I really didn’t enjoy this book as much because I just couldn’t picture it and it isn’t like I have a lack of imagination, it’s just when the main focus of a book is action and I can’t see it in my mind, I tend to nod off or skip pages.
Now I know that publishers and authors alike will hate me for it, but if ya’ll keep writing books like these, I am going to take a pass and wait for the movie. Don’t hate the player, hate the game. However, I do have one more Bourne book that I committed to read/mention and I will do so now.
Van Lustbader came out with #12 in the Bourne series called the Bourne Ascendency last month.

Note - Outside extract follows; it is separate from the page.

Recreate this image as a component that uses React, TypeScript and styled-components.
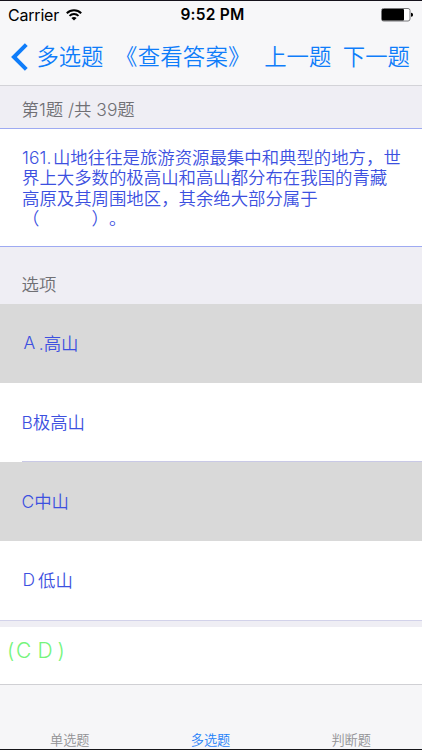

This time Bourne’s X-Treadstone boss is being held captive and it sounds great, but I may wait for the movie. It just does the work better justice. Or maybe it’s just that I like to see Matt Damon in action even though he is a bit short for me, not to mention married.
As for Steve Berry’s Cotton Malone series, I don’t think that they have been made into movies yet, but they should.
It might be a good time to mention to any movie makers out there that if a title has Die Hard in the title or Bruce Willis in the billing, I am all over that like white on rice as well and buying it when it comes out. Serious Willis Weakness Syndrome going one here, need a 12 step group.
Since I mentioned a few books here, I will break from tradition and just leave you a link for the Eric Van Lustbader Author Page
Both of these books in the Bourne Series were provided by the publisher for honest reviews. I think we can all agree that I did that.